Wednesday October 23 2019
For the last Box of Delights of 2019, and to contrast with the political turmoil around the world, we have selected items that highlight Britten’s interesting connections with the world of politics.
Programme for the 8 December 1949
Britten and Pears were lifelong pacifists. At the outbreak of the Second World War, Britten and Pears left the UK for America, and on returning in 1942, registered as a conscientious objectors. Throughout their lives they advocated against conflict and the use of weapons of any sort.
In 1949 Britten and Pears gave a concert in New York for the benefit of the Fellowship of Reconciliation and the War Resisters League. They took the opportunity to set out in the programme their own manifesto against war, a particularly important stance when viewing the destruction that could occur at the dawn of the nuclear age.
Fanfare for Europe
On 3 January 1973 a concert, ‘Fanfare for Europe’, was held at the Royal Opera House in the presence of Queen Elizabeth II and the Duke of Edinburgh. This was followed by a week long series of celebratory events. The end of the concert at Covent Garden was marked by the rousing finale to Britten’s Spring Symphony. The soloists were Peter Pears, Janet Baker and Heather Harper. There were also readings from works by Shakespeare, Wordsworth, Dickens, Winston Churchill, Virginia Woolf and Charles Dickens by Sybil Thorndike, Laurence Olivier, Judi Dench, and Max Adrian.
As well as the concert programme, an official programme book was published to acknowledge Britain’s entry into the EEC. This includes an introduction by Prime Minister Edward Heath, and 1970s adverts from companies and corporations celebrating the entry into the European markets.
Letters from 10 Downing Street
In the last year, Britten’s correspondence has been catalogued, including letters received by Britten which offer news of nominations for, and success in, winning a variety of awards. These include letters from the government offering him, on behalf of the Queen, two significant Honours. This month we have included letters from two of Britain’s prime ministers: Winston Churchill and James Callaghan.

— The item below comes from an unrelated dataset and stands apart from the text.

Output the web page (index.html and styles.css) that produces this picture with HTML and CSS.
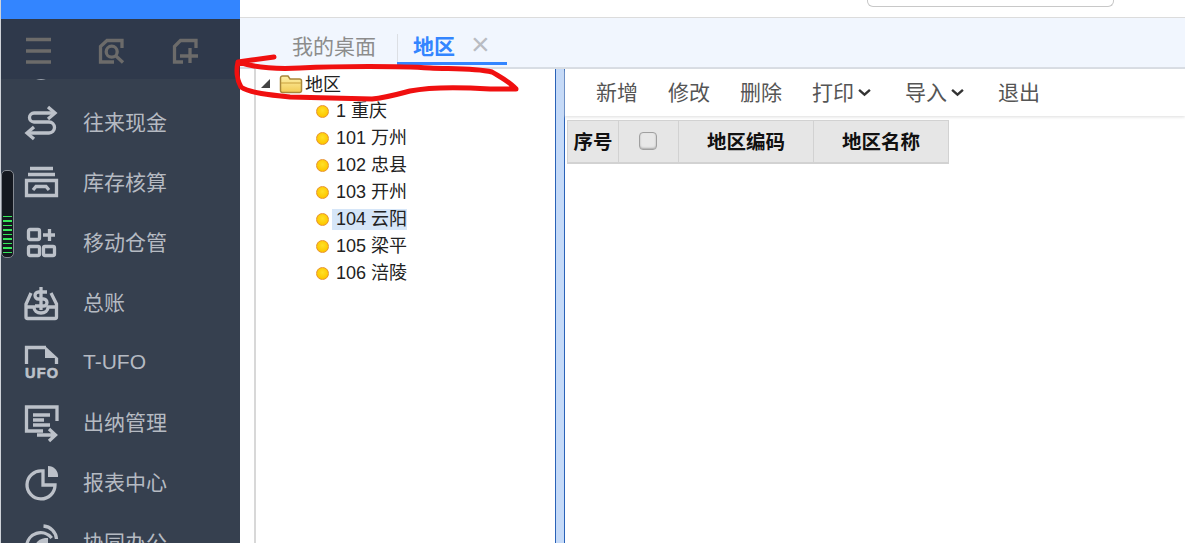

In 1953, Winston Churchill wrote to Britten informing him that his name had been put forward to receive the Companion of Honour. Britten had completed his opera Gloriana, dedicated to the Queen in the year of coronation and written as part of the celebration of her accession to the throne. Included in this file is a letter regarding the Queen accepting a dedication for Gloriana.
Twenty-three years later, Britten received a similarly worded letter from Prime Minister Jim Callaghan, regarding Britten’s nomination for a life peerage. Britten accepted, becoming Baron Britten of Aldeburgh. He is the first composer to be awarded a life peerage. Britten and Pears invited their closest friends to The Red House to celebrate and a wonderful garden party was held on the 12 June 1976, the day on which the news was formally announced.
Britten and the Russian Ministry of Culture
In May 1962 War Requiem premiered at Coventry Cathedral. It is a work that Britten considered one of his most important pieces, and it was regarded as such by many of his fans too.
War Requiem was written as part of the celebrations to mark building of the new Cathedral (the 500-year-old one had been destroyed during the Second World War). The work features verse by the First World War poet Wilfred Owen, which acts as a kind of commentary on the Mass for the Dead. Britten would often write with specific voices in mind. The work was written for tenor Peter Pears, the German baritone Dietrich Fischer-Diskeau and Russian soprano Galina Vishnevsakaya.
In September 1961 Britten wrote to the Soviet Ministry of Culture, asking permission to allow Vishnevskaya to sing in the premiere. With political tensions between East and West reaching new heights, permission was denied and she was replaced at short notice by soprano Heather Harper. Eight months later, however, Decca recorded War Requiem and this time Vishenvskaya was given permission to take part in the recording.
In 1964, War Requiem won three Grammy Awards. It was the fastest selling classical album of its time. Britten’s subsequent opera Owen Wingrave followed the same pacifist line. Owen Wingrave, which was commissioned as a TV opera by the BBC, also had an anti-war and anti-military message. This opera had a global impact, broadcast throughout the European Union and the USA.